The best known is Bass' King's Ale. This has even made it onto the Antiques Roadshow where it was identified as King's Ale, and it was said that the bottle dated from 1902, that the beer had been brewed by King Edward VII on a visit to Bass at Burton and that the bottle was worth £250. They were quite right, it was a bottle of Bass' King's Ale - but that is the only bit that was correct, the rest is garbage.
On his visit to the brewery in 1902 Edward VII turned a valve which allowed hot water to flow and started the mashing process for the beer; I will leave you to decide whether you think that that could be accurately described as brewing the beer. Once fermentation was complete the beer was not bottled straight away. It was stored in casks under controlled condition for several years before bottling started. The earliest date at which bottling may have occurred is 1905 but it continued over an extended period. A number of other companies were allowed to bottle it although they had to use the name "Royal Ale", "King's Ale" only being used for Bass bottlings.
To create even more confusion Bass kept a large supply of original bottles, labels and corks. These have been used to relabel and re-bottle the beer over a very long period. When Bass at Burton celebrated their bi-centennary in 1977, a quantity of the beer was re-bottled with original labels and corks. Everyone who had worked at the brewery for 10 years or more received a bottle, and there are large numbers of bottles around. The price you can expect to pay for a bottle is nothing like the Antiques Roadshow suggestion of £250. A range of £10 to £18 is often quoted but about 3 years ago I paid £8 for an early bottling and at a recent collectors meeting a number of bottles changed hands for £5 each.
A similar beer, Prince's Ale, was produced as the result of a visit to the Bass Brewery by Edward, Prince of Wales, in 1929. It was still being sold in pubs, or at least in some of the posher London bars, for drinking in 1945. I paid £25 for a bottle last year, which seems to be regarded as a little on the high side, but is just within the quoted price range for the beer.
The oldest of the three traditional Bass' corkers, Ratcliffe Ale, was brewed in 1869 to mark the birth of Robert Ratcliffe, a son of one of the directors of the company. It was originally intended to be laid down to be drunk for his 21st birthday celebrations. This is a rarer bottle than King's Ale and a price of around £30 is often quoted for it. However at a recent collectors meeting I managed to pick up a pint bottle for £10 and a quart for £15 and these were not exceptionally low prices.

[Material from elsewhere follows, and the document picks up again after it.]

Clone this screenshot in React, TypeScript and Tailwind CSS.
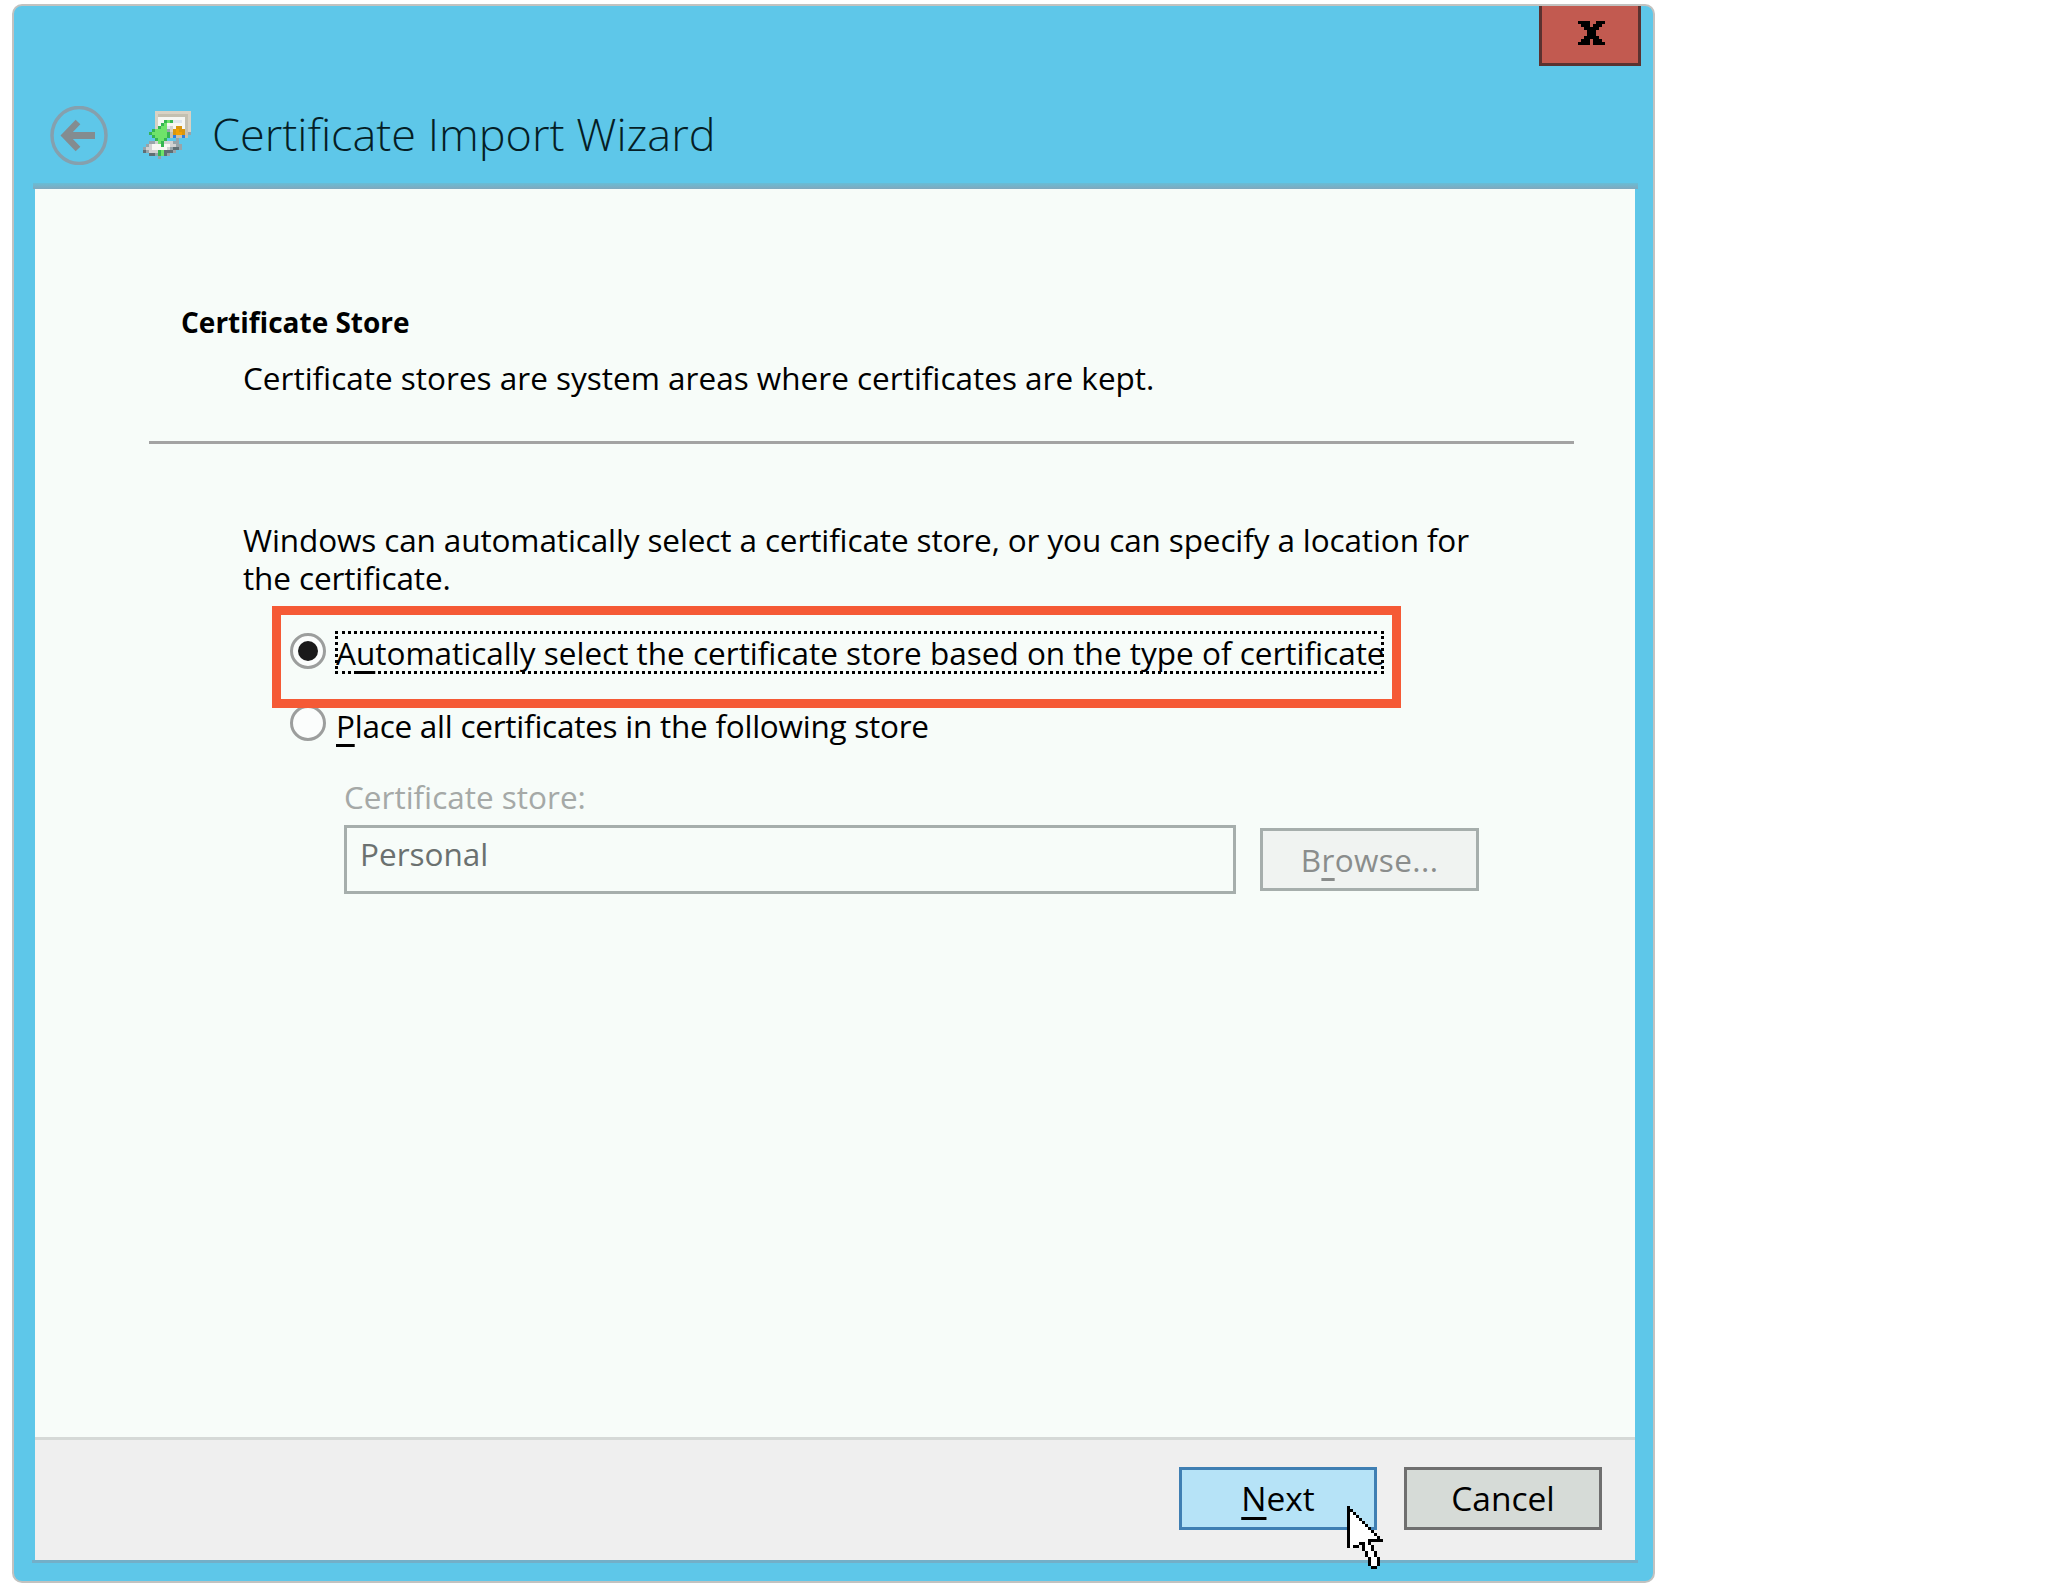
const uiFont = 'font-["Open_Sans","Noto_Sans",sans-serif]';

const closeGlyph = [
  'XXXX..XXX',
  '.XXX.XXX.',
  '..XXXXX..',
  '...XXX...',
  '...XXX...',
  '..XXXXX..',
  '.XXX.XXX.',
  'XXXX.XXXX',
];

const cursorRows = [
  'X...........',
  'XX..........',
  'XwX.........',
  'XwwX........',
  'XwwwX.......',
  'XwwwwX......',
  'XwwwwwX.....',
  'XwwwwwwX....',
  'XwwwwwwwX...',
  'XwwwwwwwwX..',
  'XwwwwwwwwwX.',
  'XwwwwwwXXXXX',
  'XwwwXXwX....',
  'XwXX.XwwX...',
  '.....XwwX...',
  '......XwwX..',
  '......XwwX..',
  '.......XwwX.',
  '.......XwwX.',
  '.......XwwX.',
  '........XX..',
];

const certRows = [
  '....tttttttttttt',
  '....tsssssssssst',
  '....twwwwwwwwwst',
  '....twwGgGlllwst',
  '....twGgwwwwwwst',
  '....tGgglcwoowst',
  '...GggggdtoOoost',
  '..GgggggGsoOOosd',
  '...GggggGsbssbs.',
  '....GggG...d....',
  '..ddcgGcccdd....',
  '.dcwwwGwwccdd...',
  'dccwwwwwcdDDd...',
  'DdcccGgDDDd.....',
  '..DDdGgDd.......',
  '.....d..........',
];

const certColors: Record<string, string> = {
  t: '#d8d2c4',
  s: '#c4c0b0',
  w: '#f6f7f3',
  g: '#6fe36a',
  G: '#35b552',
  l: '#dfe6ec',
  c: '#d2d2d2',
  d: '#97a4aa',
  D: '#5f6e74',
  o: '#d9960e',
  O: '#f4a000',
  b: '#2c7fe0',
};

function PixelArt({ rows, colors, cell }: { rows: string[]; colors: Record<string, string>; cell: number }) {
  return (
    <svg
      width={rows[0].length * cell}
      height={rows.length * cell}
      viewBox={`0 0 ${rows[0].length} ${rows.length}`}
      shapeRendering="crispEdges"
      className="block"
    >
      {rows.map((row, y) =>
        row.split('').map((ch, x) =>
          colors[ch] ? <rect key={`${x}-${y}`} x={x} y={y} width={1} height={1} fill={colors[ch]} /> : null,
        ),
      )}
    </svg>
  );
}

function BackIcon() {
  return (
    <svg width="58" height="59" viewBox="0 0 58 59" fill="none" className="block">
      <ellipse cx="29" cy="29.5" rx="27" ry="28" stroke="#85a0ae" strokeWidth="3.5" />
      <path d="M45 29.5H18" stroke="#848c90" strokeWidth="7" />
      <path d="M28 16L15 29.5L28 43" stroke="#848c90" strokeWidth="6.5" />
    </svg>
  );
}

function Radio({ checked }: { checked?: boolean }) {
  return (
    <div className="w-[36px] h-[36px] shrink-0 rounded-full border-[3px] border-[#9c9e9d] bg-[#fbfdfc] flex items-center justify-center">
      {checked && <div className="w-[20px] h-[20px] rounded-full bg-[#1a1a1a]" />}
    </div>
  );
}

export default function App() {
  return (
    <div className={`w-[2060px] h-[1590px] bg-white pl-[12px] pt-[4px] text-black ${uiFont}`}>
      <div className="w-[1643px] h-[1579px] rounded-[10px] border-2 border-[#c2c2c0] bg-[#5ec7e9] flex flex-col overflow-hidden">
        {/* Title bar */}
        <div className="h-[177px] shrink-0 flex flex-col">
          <div className="flex justify-end pr-[12px]">
            <div className="w-[102px] h-[60px] border-[3px] border-t-0 border-[#5a3230] bg-[#c25a50] flex items-center justify-center pl-[3px] pb-[4px]">
              <PixelArt rows={closeGlyph} colors={{ X: '#000000' }} cell={3} />
            </div>
          </div>
          <div className="flex items-center pl-[36px] mt-[38px]">
            <BackIcon />
            <div className="ml-[35px] mb-[1px]">
              <PixelArt rows={certRows} colors={certColors} cell={3} />
            </div>
            <div className="ml-[21px] text-[45px] leading-[60px] font-light text-[#051e26] mb-[2px]">Certificate Import Wizard</div>
          </div>
        </div>
        <div className="h-[6px] shrink-0 ml-[19px] mr-[15px] bg-gradient-to-b from-[#67bdd6] to-[#7fa8bd]" />

        {/* Panel */}
        <div className="flex-1 ml-[21px] mr-[18px] flex flex-col min-h-0">
          <div className="flex-1 bg-[#f7fcf9] pt-[114px] text-[31.5px] leading-[38px]">
            <div className="pl-[146px] text-[28px] leading-[38px] font-bold">Certificate Store</div>
            <div className="pl-[208px] mt-[18px]">Certificate stores are system areas where certificates are kept.</div>
            <div className="h-[3px] bg-[#a3a3a3] ml-[114px] mr-[61px] mt-[44px]" />
            <div className="pl-[208px] mt-[77px] w-[1450px] tracking-[-0.12px]">
              Windows can automatically select a certificate store, or you can specify a location for the certificate.
            </div>

            <div className="relative pl-[255px] mt-[34px]">
              {/* Red highlight */}
              <div className="absolute left-[237px] top-[-25px] w-[1129px] h-[102px] border-[9px] border-[#f55a36]" />
              <div className="flex items-start">
                <div className="mt-[2px]"><Radio checked /></div>
                <div className="ml-[9px] h-[43px] w-[1049px] whitespace-nowrap border-[3px] border-dotted border-black flex items-center">
                  <span className="-ml-[2px]">
                    A<u className="underline decoration-[3px] underline-offset-[6px]">u</u>tomatically select the certificate store based on the type of certificate
                  </span>
                </div>
              </div>
              <div className="flex items-start mt-[33px]">
                <div className="-mt-[2px]"><Radio /></div>
                <div className="ml-[10px] whitespace-nowrap leading-[38px] tracking-[-0.25px]">
                  <u className="underline decoration-[3px] underline-offset-[6px]">P</u>lace all certificates in the following store
                </div>
              </div>
              <div className="pl-[54px] mt-[33px]">
                <div className="text-[#a5a9a7] leading-[38px]">Certificate store:</div>
                <div className="flex items-start mt-[9px]">
                  <div className="w-[892px] h-[69px] border-[3px] border-[#a6aeac] text-[#6b7170] pl-[13px] pt-[7px]">Personal</div>
                  <div className="ml-[24px] mt-[3px] w-[219px] h-[63px] border-[3px] border-[#a6aeac] bg-[#f0f3f1] text-[#8a8d8c] flex items-center justify-center tracking-[0.4px]">
                    B<u className="underline decoration-[3px] underline-offset-[6px]">r</u>owse...
                  </div>
                </div>
              </div>
            </div>
          </div>

          {/* Footer */}
          <div className="relative h-[123px] shrink-0 border-t-[3px] border-[#d5d9d7] bg-[#efefef] flex justify-end gap-[27px] pt-[27px] pr-[33px] text-[33.5px]">
            <div className="w-[198px] h-[63px] border-[3px] border-[#3f7fb3] bg-[#b6e3f7] flex items-center justify-center">
              <u className="underline decoration-[3px] underline-offset-[6px]">N</u>ext
            </div>
            <div className="w-[198px] h-[63px] border-[3px] border-[#6f6f6f] bg-[#d6dbd7] flex items-center justify-center">Cancel</div>
            <div className="absolute left-[1312px] top-[66px] z-10">
              <PixelArt rows={cursorRows} colors={{ X: '#000000', w: '#ffffff' }} cell={3} />
            </div>
          </div>
        </div>
        <div className="h-[3px] shrink-0 ml-[18px] mr-[15px] bg-[#73afc8]" />
        <div className="h-[18px] shrink-0" />
      </div>
    </div>
  );
}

A bottle of Ratcliffe Ale was opened on 16th December 1969, the 100th anniversary of the brew, and was generally considered to have kept well. Thirty years on and I have recently had the opportunity to taste some. (Not from one of my bottles!) While there were distinct acetic undertones, it was still a rich, fruity beer and quite drinkable. It must have been of some strength to survive so long.
And finally, for a laugh, in an antiques centre not too far from Cambridge one stall has a number of Jubilee and Royal Wedding beers from national and large regional brewers marked at £10 each. Expect to pay around 50p for the same bottles at specialist breweriana events.